What inspired you to write this book?
James: The history of this book goes through several stages, starting long ago in the early 1970s, and a succession of shared student flats. I did most of the cooking. As members of the household moved away they asked for copies of the recipes that made up the majority of our meals. I wrote out about 50 or so, made a few photocopies of the set, and handed them round. Over the following 20 years, this collection became the basis of our everyday meals as a family. When our two children left home to go to university they asked for a collection of the "family recipes", so I dug out the old set, tidied it up a bit, added a few more regulars that had appeared over the intervening years, and made some more copies (for them and for some of their friends). The final part of the story consists of about five years of gentle but persistent nagging from the wife, son and daughter to "make it into a proper book". So finally I did.
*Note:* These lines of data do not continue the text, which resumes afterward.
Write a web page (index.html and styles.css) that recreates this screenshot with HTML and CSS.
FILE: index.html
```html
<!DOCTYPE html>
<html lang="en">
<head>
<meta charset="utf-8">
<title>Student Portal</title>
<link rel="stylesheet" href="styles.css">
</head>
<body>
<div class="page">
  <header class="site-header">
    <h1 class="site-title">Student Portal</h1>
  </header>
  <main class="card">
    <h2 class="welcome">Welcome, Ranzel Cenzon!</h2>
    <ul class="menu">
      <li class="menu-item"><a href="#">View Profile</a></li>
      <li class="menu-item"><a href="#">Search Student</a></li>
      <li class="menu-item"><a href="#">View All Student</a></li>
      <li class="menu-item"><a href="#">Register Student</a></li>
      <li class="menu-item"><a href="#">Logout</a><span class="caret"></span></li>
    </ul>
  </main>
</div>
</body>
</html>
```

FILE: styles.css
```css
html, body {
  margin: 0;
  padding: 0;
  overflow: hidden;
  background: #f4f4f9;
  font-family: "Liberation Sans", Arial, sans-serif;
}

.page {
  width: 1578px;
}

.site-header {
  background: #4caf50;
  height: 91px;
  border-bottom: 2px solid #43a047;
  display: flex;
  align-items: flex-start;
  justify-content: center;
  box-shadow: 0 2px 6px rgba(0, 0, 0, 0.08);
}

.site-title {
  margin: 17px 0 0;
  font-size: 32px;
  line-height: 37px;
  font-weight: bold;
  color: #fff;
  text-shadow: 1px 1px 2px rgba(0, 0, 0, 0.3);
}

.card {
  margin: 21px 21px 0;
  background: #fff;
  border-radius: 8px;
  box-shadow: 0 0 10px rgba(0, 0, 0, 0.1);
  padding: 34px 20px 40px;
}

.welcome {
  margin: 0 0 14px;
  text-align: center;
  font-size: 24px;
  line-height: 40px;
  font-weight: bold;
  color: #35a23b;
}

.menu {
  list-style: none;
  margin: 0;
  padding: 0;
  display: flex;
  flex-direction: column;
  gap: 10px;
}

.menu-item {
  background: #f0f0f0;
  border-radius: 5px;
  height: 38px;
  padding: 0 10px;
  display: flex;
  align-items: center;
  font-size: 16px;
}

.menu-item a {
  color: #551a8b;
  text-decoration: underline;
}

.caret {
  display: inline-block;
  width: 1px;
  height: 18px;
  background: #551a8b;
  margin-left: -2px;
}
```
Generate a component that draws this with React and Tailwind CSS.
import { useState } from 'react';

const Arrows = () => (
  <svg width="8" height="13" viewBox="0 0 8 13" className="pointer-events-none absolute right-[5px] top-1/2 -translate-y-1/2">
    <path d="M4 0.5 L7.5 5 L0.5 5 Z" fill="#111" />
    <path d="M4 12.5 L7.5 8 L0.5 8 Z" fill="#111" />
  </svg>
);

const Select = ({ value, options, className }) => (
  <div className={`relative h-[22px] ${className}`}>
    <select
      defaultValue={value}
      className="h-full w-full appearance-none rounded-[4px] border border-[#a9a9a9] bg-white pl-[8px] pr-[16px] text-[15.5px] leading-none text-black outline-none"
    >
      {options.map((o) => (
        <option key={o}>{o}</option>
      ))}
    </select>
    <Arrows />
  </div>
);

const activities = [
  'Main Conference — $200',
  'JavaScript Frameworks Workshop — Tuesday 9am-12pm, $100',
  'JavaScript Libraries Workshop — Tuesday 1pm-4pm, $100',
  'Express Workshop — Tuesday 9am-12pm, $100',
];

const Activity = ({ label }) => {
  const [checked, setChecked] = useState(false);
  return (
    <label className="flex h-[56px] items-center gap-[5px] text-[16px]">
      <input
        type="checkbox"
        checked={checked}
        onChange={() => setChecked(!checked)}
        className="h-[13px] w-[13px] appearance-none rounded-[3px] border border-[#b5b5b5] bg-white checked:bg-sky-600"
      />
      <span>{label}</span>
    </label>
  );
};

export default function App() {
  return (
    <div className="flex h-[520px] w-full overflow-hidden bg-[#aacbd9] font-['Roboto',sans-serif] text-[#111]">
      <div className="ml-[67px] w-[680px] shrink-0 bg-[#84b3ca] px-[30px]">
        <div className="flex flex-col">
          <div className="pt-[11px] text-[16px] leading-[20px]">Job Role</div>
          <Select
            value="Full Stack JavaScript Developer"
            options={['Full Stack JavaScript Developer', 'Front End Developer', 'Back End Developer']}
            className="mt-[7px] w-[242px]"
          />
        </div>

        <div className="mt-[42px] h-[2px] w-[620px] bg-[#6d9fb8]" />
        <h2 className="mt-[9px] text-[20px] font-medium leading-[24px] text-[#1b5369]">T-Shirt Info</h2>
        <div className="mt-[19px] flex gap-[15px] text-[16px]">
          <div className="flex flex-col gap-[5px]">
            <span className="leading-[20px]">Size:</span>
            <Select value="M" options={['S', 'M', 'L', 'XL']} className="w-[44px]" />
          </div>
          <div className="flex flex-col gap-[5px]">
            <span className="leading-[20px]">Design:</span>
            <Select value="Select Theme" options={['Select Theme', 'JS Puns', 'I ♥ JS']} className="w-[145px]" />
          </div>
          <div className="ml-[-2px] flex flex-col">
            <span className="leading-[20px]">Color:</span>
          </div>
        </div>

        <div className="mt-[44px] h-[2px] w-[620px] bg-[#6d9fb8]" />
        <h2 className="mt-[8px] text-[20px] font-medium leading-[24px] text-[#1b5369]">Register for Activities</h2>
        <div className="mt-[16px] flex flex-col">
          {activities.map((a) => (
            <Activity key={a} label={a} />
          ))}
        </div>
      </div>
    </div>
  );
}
What is your favourite recipe from this book and why?
James: That’s a difficult one! The recipes in the book are there because they are all favourites. But I think the most significant recipe for me is Wholemeal Bread. I started making bread back in the Miners’ Strike of early 1972, when the closure of bakeries meant that supplies of bought bread became intermittent. Having discovered just how easy it was to do, how much better it tasted, and how much my fellow flatmates liked it, I never went back to the "bought stuff". Since then I have always made all the everyday breads for whatever household I was in. In 1986 things started getting even more serious, when we moved to a village with its own windmill. Now, not only do I know exactly how my bread is made, but I know in which field the wheat was grown and what strain of wheat I am using, and I can grind the flour to exactly the degree I need.
If you could have dinner with any chef, who would it be (and what would you eat)?
James: Madhur Jaffrey, whose TV series and books inspired me to a love of traditional Indian cooking. This is a theme that is only minimally represented in "Food Assembly Instructions", but is the second theme which figures large in our domestic meals, and especially when entertaining. What would I eat? Absolutely anything she cared to put in front of me!
What did you find most challenging about writing your recipes down?
James: By far the most challenging part was not the recipes themselves, but the style in which they are documented. I believe one of the biggest barriers to learning to cook is the writing style of many (most?) cookery publications. A recipe book for everyday use does not have to be a work of great literature, enjoyable for its prose. It has to be as simple to follow as a set of Ikea instructions. It must be possible to start from step number 1, and having completed that proceed to step number 2, and so on until the finished dish turns up at the table. This must be true even if multiple recipes are being prepared for serving together. I was determined to keep strictly to this rule. Too often, so-called "great" cookery writers require you to read the entire recipe from start to end, assimilate it, work out where and when to start, and how to interleave the various tasks to pull it all together. By far the worst phrase to encounter half way through a recipe - and sadly much too commonly seen - is "having previously...", as in "5. Add the sliced beef, having previously marinated it in red wine for 24 hours." So there you are, with your onions frying gently in the butter, the sauce ingredients mixed in a bowl, and the rice just coming to the boil. The guests are finishing off their pre-dinner cocktails, and you reach step 5. Before you is a whole piece of beef, still wrapped as it was in the supermarket. It is neither sliced (a few minutes’ work if only you had the time) nor marinated (a whole day, which you definitely do not have)...
What do you hope that your readers will learn from this book?
James: Very simply, I hope they will learn that they can cook after all, and that making varied meals, using fresh ingredients, is neither difficult nor time consuming.
Do you have any other works published or planned?
James: Published, yes, but in very specialist circles. I have a number of papers in journals like "Physics Review" and "Nature" on topics of elementary particle physics, and more recently I have had articles published in computing journals such as the "IBM Systems Journal". As far as future, more popular works go, I have no personal plans, but other people seem to have plans for me! I am trying to resist growing pressure to write another recipe book on the many breads I make (which number rather more than just the three selected for "Food Assembly Instructions"). Maybe one day I will give in.